Die Dialektform des Adverbs, das nach drüben, von irgendwo hin nach einer anderen Seite hin bedeutet, gefällt ihr, weil es sie an Laute ihrer Muttersprache erinnert. Aber es fallen mir auch sofort Wendungen ein, wie man sie vor 1989 benutzte: Da hatte jemand aus dem Osten rübergemacht (mit einer kleinen Phonemverschiebung), oder es hieß harsch und als Rauswurf gedacht, geh doch nüber.

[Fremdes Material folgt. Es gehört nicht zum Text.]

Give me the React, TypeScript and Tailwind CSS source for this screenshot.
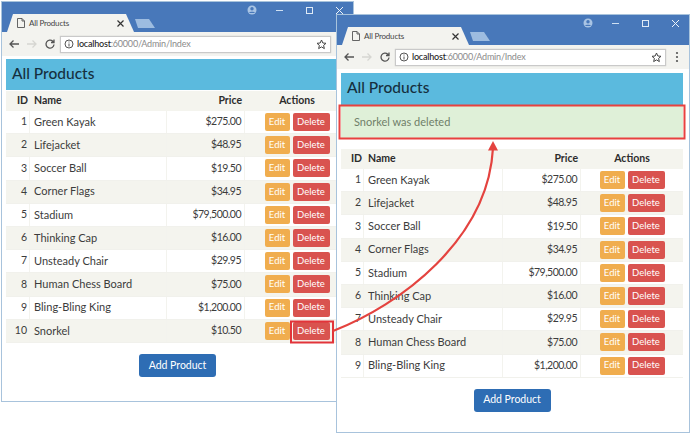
import React from "react";

const left = [
  ["1", "Green Kayak", "$275.00"],
  ["2", "Lifejacket", "$48.95"],
  ["3", "Soccer Ball", "$19.50"],
  ["4", "Corner Flags", "$34.95"],
  ["5", "Stadium", "$79,500.00"],
  ["6", "Thinking Cap", "$16.00"],
  ["7", "Unsteady Chair", "$29.95"],
  ["8", "Human Chess Board", "$75.00"],
  ["9", "Bling-Bling King", "$1,200.00"],
  ["10", "Snorkel", "$10.50"],
];

function Row({ id, name, price, even, wide }: { id: string; name: string; price: string; even: boolean; wide: boolean }) {
  return (
    <div className={`flex h-[23.2px] items-center border-b border-[#f1f1ec] text-[11px] text-[#3c3c3c] ${even ? "bg-[#f4f4ee]" : "bg-white"}`}>
      <div className={`${wide ? "w-[23px]" : "w-[24px]"} flex h-full items-center justify-end border-r border-[#f3f3ee] pr-[2px] text-[10.5px]`}>{id}</div>
      <div className={`${wide ? "w-[139px]" : "w-[137px]"} flex h-full items-center border-r border-[#f3f3ee] pl-[4px]`}>{name}</div>
      <div className="flex h-full w-[78px] items-center justify-end border-r border-[#f3f3ee] pr-[3px] text-[10.5px] tracking-[-0.5px]">{price}</div>
      <div className="flex flex-1 justify-center gap-[3px]">
        <span className="flex h-[18px] w-[25px] items-center justify-center rounded-[2px] bg-[#f0ad4e] text-[9.5px] text-white">Edit</span>
        <span className="flex h-[18px] w-[37px] items-center justify-center rounded-[2px] bg-[#d9534f] text-[9.5px] text-white">Delete</span>
      </div>
    </div>
  );
}

function Browser({ wide, alert, rows, className }: { wide: boolean; alert: boolean; rows: string[][]; className: string }) {
  return (
    <div className={`absolute flex flex-col border border-[#a8c3dc] bg-white ${className}`}>
      <div className="relative flex h-[30px] shrink-0 items-end bg-[#4878ba]">
        <div className="ml-[5px] flex h-[18px] w-[127px] items-center bg-[#f3f3ef] pl-[10px] pr-[10px] [clip-path:polygon(0_100%,6px_0,calc(100%-8px)_0,100%_100%)]">
          <svg width="8" height="10" viewBox="0 0 8 10" fill="none" stroke="#555" strokeWidth="0.9"><path d="M.5 .5h4.500l2.500 2.500v6.500h-7z M5 .5v2.500h2.500" /></svg>
          <span className="ml-[4px] flex-1 text-[8px] tracking-[-0.2px] text-[#444]">All Products</span>
          <svg width="7" height="7" viewBox="0 0 7 7" stroke="#333" strokeWidth="1.2"><path d="M.5 .5l6 6M6.500 .5l-6 6" /></svg>
        </div>
        <div className="mb-[4px] ml-[1px] h-[9px] w-[20px] bg-[#9dbce0] [clip-path:polygon(0_0,70%_0,100%_100%,15%_100%)]" />
        <div className="absolute right-[9px] top-[3px] flex items-center gap-[21px]">
          <svg className="mr-[-3px]" width="10" height="10" viewBox="0 0 10 10"><circle cx="5" cy="5" r="4.500" fill="#a9c4e4" /><circle cx="5" cy="3.800" r="1.700" fill="#4878ba" /><path d="M2 8c.6-1.800 5.400-1.800 6 0" fill="#4878ba" /></svg>
          <svg width="9" height="9" viewBox="0 0 9 9" stroke="#cfe0f2" strokeWidth="1"><path d="M1 4.500h7" /></svg>
          <svg width="9" height="9" viewBox="0 0 9 9" fill="none" stroke="#dfeaf6" strokeWidth="1"><rect x="1.500" y="1.500" width="6" height="6" /></svg>
          <svg width="9" height="9" viewBox="0 0 9 9" stroke="#eef4fa" strokeWidth="1"><path d="M1 1l7 7M8 1l-7 7" /></svg>
        </div>
      </div>
      <div className="flex h-[24px] shrink-0 items-center bg-[#f3f3ef]">
        <svg className="ml-[6px]" width="12" height="12" viewBox="0 0 12 12" fill="none" stroke="#555" strokeWidth="1.300"><path d="M11 6H2M5.500 2.500L2 6l3.500 3.500" /></svg>
        <svg className="ml-[6px]" width="12" height="12" viewBox="0 0 12 12" fill="none" stroke="#d6d6d2" strokeWidth="1.300"><path d="M1 6h9M6.500 2.500L10 6l-3.500 3.500" /></svg>
        <svg className="ml-[6px]" width="12" height="12" viewBox="0 0 12 12" fill="none" stroke="#555" strokeWidth="1.300"><path d="M10 6.500A4 4 0 1 1 8.800 3.200L10 4.400M10 1.500v3H7" /></svg>
        <div className="ml-[4px] flex h-[17px] w-[271px] items-center border border-[#c9c9c9] bg-white pl-[3px] pr-[3px] shadow-[0_0_1px_#bbb]">
          <svg width="10" height="10" viewBox="0 0 10 10" fill="none" stroke="#555" strokeWidth="1"><circle cx="5" cy="5" r="4" /><path d="M5 4.500v3M5 2.500v1" /></svg>
          <span className="ml-[3px] flex-1 text-[9px] tracking-[-0.2px]"><span className="font-medium text-[#222]">localhost</span><span className="text-[#8a8a8a]">:60000/Admin/Index</span></span>
          <svg width="11" height="11" viewBox="0 0 11 11" fill="none" stroke="#444" strokeWidth="1"><path d="M5.500 1l1.350 3 3.150.3-2.400 2.100.75 3.200-2.850-1.700-2.850 1.700.75-3.200L1 4.300 4.150 4z" /></svg>
        </div>
        {wide && <svg className="ml-[9px]" width="4" height="12" viewBox="0 0 4 12" fill="#555"><circle cx="2" cy="2" r="1.100" /><circle cx="2" cy="6" r="1.100" /><circle cx="2" cy="10" r="1.100" /></svg>}
      </div>
      <div className={`flex-1 pl-[4px] ${wide ? "pr-[6px] pt-[4px]" : "pr-[4px] pt-[3px]"}`}>
        <h1 className={`flex ${wide ? "h-[32px]" : "h-[31px]"} items-center bg-[#5bbade] pb-[2px] pl-[6px] text-[15.5px] font-medium text-[#16303f]`}>All Products</h1>
        {alert && (
          <div className="flex h-[34px] items-center bg-[#dff0d8] pl-[13px] pt-[1px] text-[11px] text-[#6f7f69]">Snorkel was deleted</div>
        )}
        <div className={`flex ${alert ? "mt-[10px]" : "mt-[1px]"} h-[20px] items-center bg-[#f4f4ee] text-[10.5px] font-bold text-[#2c2c2c]`}>
          <div className={`${wide ? "w-[23px]" : "w-[24px]"} pr-[2px] text-right`}>ID</div>
          <div className={`${wide ? "w-[139px]" : "w-[137px]"} pl-[4px]`}>Name</div>
          <div className="w-[78px] pr-[3px] text-right">Price</div>
          <div className="flex-1 text-center">Actions</div>
        </div>
        {rows.map((r, i) => (
          <Row key={r[0]} id={r[0]} name={r[1]} price={r[2]} even={i % 2 === 1} wide={wide} />
        ))}
        <div className="mt-[11px] flex justify-center">
          <span className="flex h-[23px] w-[77px] items-center justify-center rounded-[3px] bg-[#2e6db4] text-[10.5px] text-white">Add Product</span>
        </div>
      </div>
    </div>
  );
}

export default function App() {
  return (
    <div className="relative h-[433px] w-[690px] overflow-hidden bg-white [font-family:Lato,sans-serif]">
      <Browser wide={false} alert={false} rows={left} className="left-[1px] top-[1px] h-[401px] w-[353px]" />
      <Browser wide alert rows={left.slice(0, 9)} className="left-[336px] top-[14px] h-[419px] w-[354px]" />
      <svg className="absolute inset-0" width="690" height="433" fill="none">
        <rect x="291" y="321.500" width="42" height="21" stroke="#e2343a" strokeWidth="2" />
        <rect x="339.500" y="105.500" width="345" height="33" stroke="#e8413f" strokeWidth="2" />
        <path d="M333 331C400 305 488 240 493 148" stroke="#e4433f" strokeWidth="2.200" />
        <path d="M493 141l-5 9.500h10z" fill="#e4433f" />
      </svg>
    </div>
  );
}
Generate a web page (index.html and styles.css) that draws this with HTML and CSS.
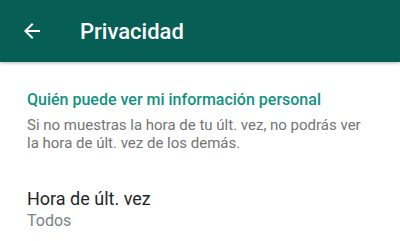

Andrea Sohler beschäftigt sich lange genug mit Fotografie, dass sie weiß, dass die Annahme falsch ist, ihr Medium und alle damit verwandten Medien wie Film und Fernsehen würden im Gegensatz zu anderen bildnerischen Medien die meiste, bzw. die größtmögliche Wahrheit über das Visuelle erzählen. Für ihren Lehrer in Budapest, Imre Benkö, wird das vielleicht gegolten haben. Mit spürbarer Sympathie spricht sie von ihm und dieser älteren, inzwischen klassischen Richtung der Fotografie. Es ist ein großer Vorteil, dass sie diese Schule aus praktischer Anschauung heraus kennt. Und man darf sich diese Fotografie (verallgemeinernd gesagt die Magnum-Fotografie) als Folie vorstellen, vor der sie ihre Arbeiten ausbreitet. Andrea Sohler zeigt auf den ersten Blick sehr unspektakuläre Szenen: Ihrer Kronen beraubte Bäume, Häuserwände mit Schriftspuren, gespachtelten Löchern oder banalen tags, Schattenspiele, Reifenspuren im Schnee, Papierfetzen auf dem Trottoir, eine Raumecke. Damit stiftet sie Verwirrung.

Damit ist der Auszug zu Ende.